Todo se agrava cuando son las propias autoridades de un lado, del otro lado y de todos los lados las que incitan a los desencantados a convertirse en turbas, de una manera o de otra, así que nos encontramos con que tanto el radical, el ultra o lo que sea (aquel ciudadano mediocre dispuesto a todo), como también el inocente ciudadano de a pie se creen que eso es lo bueno, lo que debemos hacer para conseguir que prevalga lo mío, mi yo, y así reafirmarme, “porque lo hacen todos”. Y si no lo consigo, qué le vamos a hacer; mal de muchos, consuelo de tontos, ¡seremos mártires! Cualquier causa es buena para justificar imponer mi yo. Y no saben lo que dicen, porque, como tienen el Síndrome del Olvido Selectivo, no saben lo que eso significa; solo creen que dejarán el anonimato, aunque sea por un minuto. Tenemos ejemplos en la historia reciente.

¿No nos suena, así, tan tragicómico? ¿Tan de película mala, de esas que se rodaban en los años sesenta y setenta en la España de Franco y que se llamaban “españoladas”? ¡Pues bajemos del burro, señores, que la vida vale más que la lucha armada, y vamos de camino! La masa, la turba, una vez enloquecida después de tanto azote al panal, se lo cree todo… y lo hace todo, porque cree a pies juntillas que se defiende.

Estamos al borde del abismo. La decisión es nuestra de dar el paso y lanzarnos al vacío para demostrar la machada (típica de nuestra sociedad desquiciada con tanto absurdo “reto” y “último desafío”), o girarnos para, mirando alrededor, descubrir en nuestros hermanos la solución a todos nuestros problemas comunes. Porque, no lo olvidemos, todos queremos lo mismo: amar y ser amados. Es justo que así sea, porque Dios nos ha creado por Amor, y todo amor debe ser correspondido, entre nosotros, y, en última instancia, con Dios. Si no, no es amor.

Pero ¿nos hemos preguntado si la pataleta ha sido provocada por nuestra pasividad ante la injusticia, o imponiéndola, más bien?, ¿de dónde viene tanta locura? Está claro que el caldo de cultivo está ahí, que por eso están encima revoloteando las moscas y las hormigas extasiadas entre tanta carroña. La gente está desencantada de la vida y de la muerte e indignada ante tan escandalosas desigualdades sociales.
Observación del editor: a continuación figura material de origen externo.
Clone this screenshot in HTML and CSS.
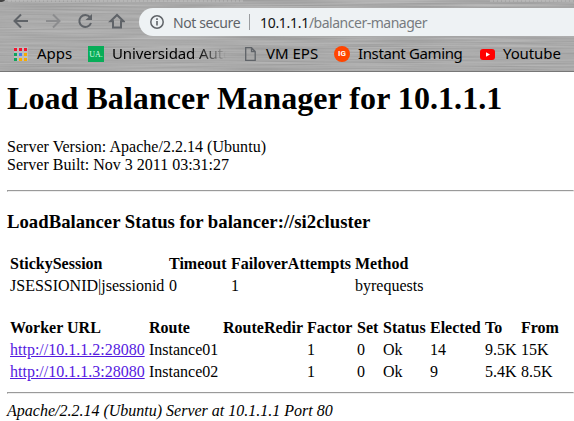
FILE: index.html
```html
<!DOCTYPE html>
<html lang="en">
<head>
<meta charset="utf-8">
<title>Balancer Manager</title>
<link rel="stylesheet" href="styles.css">
</head>
<body>
<header class="browser">
  <svg class="metal" width="574" height="72" aria-hidden="true">
    <filter id="brushed" x="0" y="0" width="100%" height="100%" color-interpolation-filters="sRGB">
      <feTurbulence type="fractalNoise" baseFrequency="0.009 0.6" numOctaves="2" seed="4"/>
      <feColorMatrix values="0.17 0 0 0 0.582  0.17 0 0 0 0.582  0.17 0 0 0 0.582  0 0 0 0 1"/>
    </filter>
    <rect width="574" height="72" filter="url(#brushed)"/>
    <path d="M8 1H243M490 1H574" stroke="#c2c2c2" stroke-width="2" stroke-dasharray="3 1" opacity=".5"/>
    <path d="M0 0H5Q4 2 0 2Z" fill="#444"/>
  </svg>
  <div class="toolbar">
    <svg class="nav" viewBox="0 0 112 16" width="112" height="16" fill="none" stroke="#5f6368" stroke-width="2">
      <path d="M15 8H2.500M8 1.500 1.500 8 8 14.500"/>
      <path d="M33 8H45.500M40 1.500 46.500 8 40 14.500" stroke="#8b8c8e"/>
      <path d="M77 4.200A6 6 0 1 0 78 10"/>
      <path d="M79 1V7H72.500Z" fill="#5f6368" stroke="none"/>
      <path d="M97.500 8.300H100V14.500H108V8.300H110.500L104 2Z"/>
    </svg>
    <div class="omnibox">
      <svg width="14" height="14" viewBox="0 0 14 14"><circle cx="7" cy="7" r="6.200" fill="none" stroke="#5f6368" stroke-width="1.500"/><path d="M7 6V10.500M7 3.300V4.900" stroke="#5f6368" stroke-width="1.600"/></svg>
      <span class="secure">Not secure</span>
      <span class="divider"></span>
      <span class="url"><b>10.1.1.1</b>/balancer-manager</span>
    </div>
  </div>
  <nav class="bookmarks">
    <span class="mark apps"><svg width="14" height="14"><path d="M0 0h14v14H0z" fill="#dedede" opacity=".35"/><path d="M0 1h3v3H0zM5 1h3v3H5zM10 1h3v3h-3z" fill="#f01630"/><path d="M0 6h3v3H0zM0 11h3v3H0z" fill="#0fa45c"/><path d="M5 6h3v3H5z" fill="#4979ee"/><path d="M10 6h3v3h-3zM5 11h3v3H5zM10 11h3v3h-3z" fill="#f8ab00"/></svg><span>Apps</span></span>
    <span class="mark uni"><i class="ua">UA.</i><span>Universidad Auto</span></span>
    <span class="mark vm"><svg width="11" height="14" fill="none" stroke="#5f6368" stroke-width="1.300"><path d="M.7.700H6.500L10.200 4.500V13.300H.7ZM6.500.7V4.500H10.200"/></svg><span>VM EPS</span></span>
    <span class="mark ig"><i class="disc">IG</i><span>Instant Gaming</span></span>
    <span class="mark yt"><svg width="15" height="11"><rect width="15" height="11" rx="3" fill="#f00"/><path d="M6 3.200V7.800L10 5.500Z" fill="#fff"/></svg><span>Youtube</span></span>
  </nav>
</header>
<main>
  <h1>Load Balancer Manager for 10.1.1.1</h1>
  <dl>
    <dt class="version">Server Version: Apache/2.2.14 (Ubuntu)</dt>
    <dt>Server Built: Nov  3 2011 03:31:27</dt>
  </dl>
  <hr>
  <h3>LoadBalancer Status for balancer://si2cluster</h3>
  <table>
    <colgroup><col class="w155"><col class="w58"><col class="w120"><col></colgroup>
    <tr><th>StickySession</th><th>Timeout</th><th>FailoverAttempts</th><th>Method</th></tr>
    <tr><td>JSESSIONID|jsessionid</td><td>0</td><td>1</td><td>byrequests</td></tr>
  </table>
  <br>
  <table>
    <colgroup><col class="w135"><col class="w70"><col class="w80"><col class="w46"><col class="w22"><col class="w43"><col class="w51"><col class="w32"><col></colgroup>
    <tr><th>Worker URL</th><th>Route</th><th>RouteRedir</th><th>Factor</th><th>Set</th><th>Status</th><th>Elected</th><th>To</th><th>From</th></tr>
    <tr><td><a href="#">http://10.1.1.2:28080</a></td><td>Instance01</td><td></td><td>1</td><td>0</td><td>Ok</td><td>14</td><td>9.5K</td><td>15K</td></tr>
    <tr><td><a href="#">http://10.1.1.3:28080</a></td><td>Instance02</td><td></td><td>1</td><td>0</td><td>Ok</td><td>9</td><td>5.4K</td><td>8.5K</td></tr>
  </table>
  <hr class="end">
  <address>Apache/2.2.14 (Ubuntu) Server at 10.1.1.1 Port 80</address>
</main>
</body>
</html>
```
FILE: styles.css
```css
html { overflow: hidden; }
body { margin: 0; background: #fff; color: #000; font: 16px "Liberation Serif", serif; }
.browser {
  position: relative;
  box-sizing: border-box;
  height: 72px;
  padding-top: 8px;
  border-bottom: 1px solid #777;
  background: #a9a9a9;
  font: 15px "Noto Sans", sans-serif;
  overflow: hidden;
}
.metal { position: absolute; left: 0; top: 0; }
.toolbar { position: relative; display: flex; align-items: center; height: 28px; }
.nav { margin: -2px 14px 0 13px; }
.omnibox {
  display: flex;
  align-items: center;
  flex: 1;
  height: 28px;
  box-sizing: border-box;
  padding-left: 11px;
  border-radius: 14px 0 0 14px;
  background: #eef2f4;
  color: #777b80;
  white-space: nowrap;
}
.secure { width: 68px; margin-left: 9px; color: #5f6368; font-size: 14px; letter-spacing: -.4px; }
.divider { width: 1px; height: 16px; margin: 0 10px 0 8px; background: #9a9da0; }
.url { font-size: 14px; letter-spacing: -.49px; }
.url b { font-weight: 400; color: #111; letter-spacing: -.3px; }
.bookmarks { position: relative; display: flex; align-items: center; height: 36px; padding-left: 14px; white-space: nowrap; }
.mark { display: flex; align-items: center; flex: none; }
.mark i { display: block; font-style: normal; }
.mark span { margin-top: -2px; }
.apps { width: 74px; gap: 9px; }
.uni { width: 157px; gap: 8px; }
.uni span { letter-spacing: -.1px; -webkit-mask-image: linear-gradient(90deg, #000 85px, transparent 114px); mask-image: linear-gradient(90deg, #000 85px, transparent 114px); }
.vm { width: 89px; gap: 10px; }
.ig { width: 146px; gap: 8px; }
.ig span { letter-spacing: -.38px; }
.yt { gap: 8px; }
.yt span { letter-spacing: -.1px; }
.ua { width: 16px; height: 16px; background: #08ad58; color: #d5ffe7; font: 8px/18px "Liberation Serif", serif; text-align: center; }
.disc { width: 16px; height: 16px; border-radius: 50%; background: #ff4500; color: #fff; font: bold 8px/16px Roboto, sans-serif; text-align: center; }
main { margin-left: 7px; padding-top: 8px; white-space: nowrap; }
h1 { margin: 0 0 21px; font-size: 32px; line-height: 37px; letter-spacing: .06px; }
dl { margin: 0 0 16px; line-height: 18px; }
.version { letter-spacing: .03px; }
hr { margin: 0; }
h3 { margin: 19px 0 20px; font-size: 18.72px; line-height: 21px; letter-spacing: .02px; }
th { text-align: left; }
.w155 { width: 157px; }
.w58 { width: 60px; }
.w120 { width: 122px; }
.w135 { width: 137px; }
.w70 { width: 72px; }
.w80 { width: 82px; }
.w46 { width: 48px; }
.w22 { width: 24px; }
.w43 { width: 45px; }
.w51 { width: 53px; }
.w32 { width: 34px; }
a { color: #551adf; }
hr.end { margin-top: 8px; }
address { margin-top: 8px; }
```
Están desencantados de esta vida, y quieren otra; anestesiados de sí mismos como van persiguiendo la utopía que quieren imponer (¿no nos recuerda algo?), no se dan cuenta de que la vida es una y el mundo es uno: estos, los que tenemos, y con ellos debemos trabajar.

El río ha desbordado de tanta agua acumulada durante la tormenta, que no ha acabado y amenaza con multiplicarse. Es por este motivo que (aún) estamos a tiempo de dar el fruto y poner en solfa el diálogo que ahora tanto resuena a vacío, eso que antes se llamaba “hablar como las personas”, y que no entiende de condiciones. O abrimos la mano y damos cada uno lo mejor de nosotros mismos, o perderemos la mano y lo perderemos todo. Y a recomenzar. Como un nuevo Noé.

Ahí lo dejo. Porque ahí queda. Aquí tienes mi mano. ¿Y la tuya?